Il dialogo amichevole della Chiesa con il mondo contemporanea incontra presto degli ostacoli, in particolare, nella concezione del matrimonio e della famiglia, come testimonia l’Enciclica “Humanae Vitae”. «La pubblicazione della cosiddetta "Enciclica della pillola" fa emergere, d'improvviso e violentemente, tutti i profondi mutamenti dei codici simbolici e di condotta morale che erano ormai intervenuti, negli ultimi due decenni, in tutte le società occidentali». E così, «la secolarizzazione investì, progressivamente, non solo la sfera religiosa, ma anche la morale pubblica e tutte le più importanti culture politiche otto-novecentesche», in un «processo di “disincanto del mondo”», che porta all’affermazione di «una cultura sempre più incentrata sulla realizzazione individualistica».
Contestualmente, acquista sempre più seguito «una ideologia tecno-scientista, che presenta a tratti forti inclinazioni nichiliste»; una sorta di “esistenzialismo scientifico” che assume spesso le forme di «un fideismo acritico nei confronti del sapere tecnico-scientifico, che spesso si combina con un indifferentismo religioso se non un vero e proprio tenace opposizione alla fede in nome della razionalità ». Si diffonde una sorta di devozione alla scienza che si presenta come esaltazione della razionalità, ed è alimentata dai presunti “successi” della tecnica. La “fecondazione artificiale”, per esempio, mette in discussione il naturale rapporto genitori/figli, padre/madre e sembra preparare al “Mondo nuovo” raccontato da Aldous Huxley, «in cui la riproduzione umana, che avviene "in serie" secondo il modello fordista, è completamente extrauterina e gli embrioni vengono prodotti e fatti sviluppare in apposite fabbriche». C’è, insomma, una propensione sociale a ciò che Jacques Ellul definisce lo “slittamento di giudizio”: «la tendenza tipica delle società tecnologiche ad accettare sempre in modo acritico le innovazioni tecniche, anche se, alla nascita, sono oggetto di condanna generale », in un “politeismo delle prospettive morali”, che comprende il relativismo dell’identità sessuale, nella teoria del “gender”, mentre la famiglia diviene oggetto di attacco in quanto concepita come strumento di costrizione e di repressione dell’individuo. Il «momento estremo» di questa destrutturazione e frammentazione critica della famiglia è rappresentato dal volume dello psichiatra inglese David Cooper “La morte della famiglia”.
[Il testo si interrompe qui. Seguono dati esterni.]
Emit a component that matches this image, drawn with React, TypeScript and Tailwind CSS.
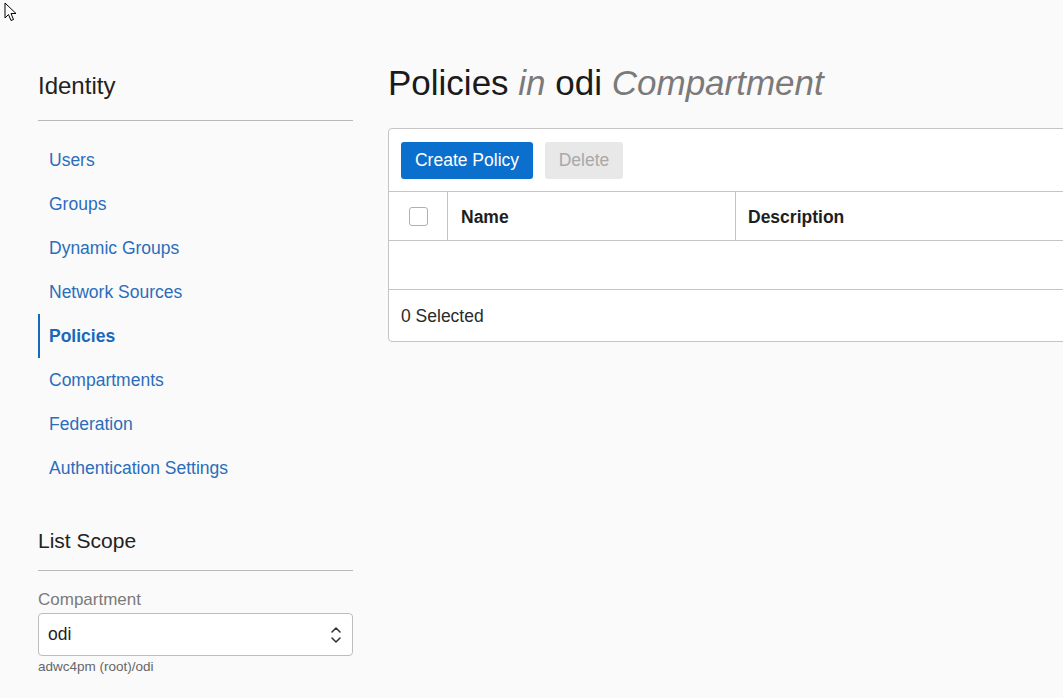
import React from "react";

const navItems = [
  "Users",
  "Groups",
  "Dynamic Groups",
  "Network Sources",
  "Policies",
  "Compartments",
  "Federation",
  "Authentication Settings",
];

const Cursor = () => (
  <svg
    className="absolute left-[4px] top-[2px]"
    width="14"
    height="20"
    viewBox="0 0 14 20"
  >
    <path
      d="M1 1 L1 16 L4.5 12.5 L7 18.5 L9.5 17.5 L7 11.5 L12 11.5 Z"
      fill="#fff"
      stroke="#000"
      strokeWidth="1"
      strokeLinejoin="round"
    />
  </svg>
);

const App = () => {
  return (
    <div className="relative w-[1063px] h-[698px] overflow-hidden bg-[#fafafa] font-['Liberation_Sans',Arial,sans-serif] text-[#161513]">
      <Cursor />
      <div className="flex pl-[38px] gap-[35px]">
        {/* sidebar */}
        <aside className="w-[315px] shrink-0 pt-[70px]">
          <h2 className="text-[24px] leading-[32px] pb-[18px] border-b border-[#b8b8b8] text-[#222]">
            Identity
          </h2>
          <nav className="mt-[17px] flex flex-col">
            {navItems.map((item) =>
              item === "Policies" ? (
                <div
                  key={item}
                  className="h-[44px] flex items-center pt-[1px] pl-[9px] border-l-[2px] border-[#1a68b9] text-[17.5px] font-bold text-[#1a68b9]"
                >
                  {item}
                </div>
              ) : (
                <div
                  key={item}
                  className="h-[44px] flex items-center pt-[1px] pl-[11px] text-[17.5px] text-[#2a6dbb]"
                >
                  {item}
                </div>
              )
            )}
          </nav>
          <h3 className="mt-[37px] text-[21px] leading-[28px] pb-[15px] border-b border-[#b8b8b8] text-[#222]">
            List Scope
          </h3>
          <div className="mt-[19px] text-[17px] leading-[20px] text-[#7a7a7a]">
            Compartment
          </div>
          <div className="mt-[3px] h-[43px] bg-white border border-[#bdbdbd] rounded-[4px] flex items-center justify-between pl-[9px] pr-[10px]">
            <span className="text-[17.5px] text-[#1e1e1e]">odi</span>
            <svg width="12" height="20" viewBox="0 0 12 20" fill="none">
              <path
                d="M2 7 L6 3 L10 7"
                stroke="#333"
                strokeWidth="1.6"
                strokeLinecap="round"
                strokeLinejoin="round"
              />
              <path
                d="M2 13 L6 17 L10 13"
                stroke="#333"
                strokeWidth="1.6"
                strokeLinecap="round"
                strokeLinejoin="round"
              />
            </svg>
          </div>
          <div className="mt-[2px] text-[13.5px] leading-[18px] text-[#666]">
            adwc4pm (root)/odi
          </div>
        </aside>

        {/* main */}
        <main className="flex-1 pt-[63px] min-w-0">
          <h1 className="text-[35px] leading-[40px] whitespace-nowrap text-[#1b1b1b]">
            Policies <i className="text-[#7a7a7a]">in</i> odi{" "}
            <i className="text-[#7a7a7a]">Compartment</i>
          </h1>
          <div className="mt-[25px] w-[700px] bg-white border border-[#c4c4c4] rounded-[4px]">
            <div className="flex gap-[12px] pl-[12px] pt-[13px] pb-[12px] border-b border-[#c4c4c4]">
              <button className="h-[37px] w-[132px] rounded-[3px] bg-[#0b6fce] text-white text-[17.5px]">
                Create Policy
              </button>
              <button className="h-[37px] w-[78px] rounded-[3px] bg-[#e8e8e8] text-[#a9a9a9] text-[17.5px]">
                Delete
              </button>
            </div>
            <div className="flex h-[49px] border-b border-[#c4c4c4]">
              <div className="w-[59px] border-r border-[#c4c4c4] flex items-center justify-center">
                <div className="w-[19px] h-[19px] rounded-[3px] border border-[#b0b0b0] bg-white" />
              </div>
              <div className="w-[288px] border-r border-[#c4c4c4] flex items-center pt-[2px] pl-[13px] text-[17.5px] font-bold text-[#1e1e1e]">
                Name
              </div>
              <div className="flex-1 flex items-center pt-[2px] pl-[12px] text-[17.5px] font-bold text-[#1e1e1e]">
                Description
              </div>
            </div>
            <div className="h-[49px] border-b border-[#c4c4c4]" />
            <div className="h-[51px] flex items-center pt-[1px] pl-[12px] text-[17.5px] text-[#2a2a2a]">
              0 Selected
            </div>
          </div>
        </main>
      </div>
    </div>
  );
};

export default App;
È questo l’humus culturale in cui oggi la Chiesa è chiamata a condurre la propria missione di evangelizzazione, di annuncio e difesa della famiglia «”santificata dal Cristianesimo”, come cellula fondamentale della società in cui si afferma l'amore e la solidarietà tra le differenti generazioni che la compongono». C’è bisogno di «un “nuovo umanesimo” – ribadisce mons. Paglia −, che possa permettere la costruzione di un nuovo momento d'incontro tra laici e credenti, e che rimanda irrevocabilmente a quel rapporto d'amore, gratuito e unilaterale, tra Dio e l'uomo». E l'Anno della Fede, che si conclude il 24 novembre 2013, nella Solennità di Cristo Re dell’Universo, rimarca questo incontro d’amore nella storia dell'umanità.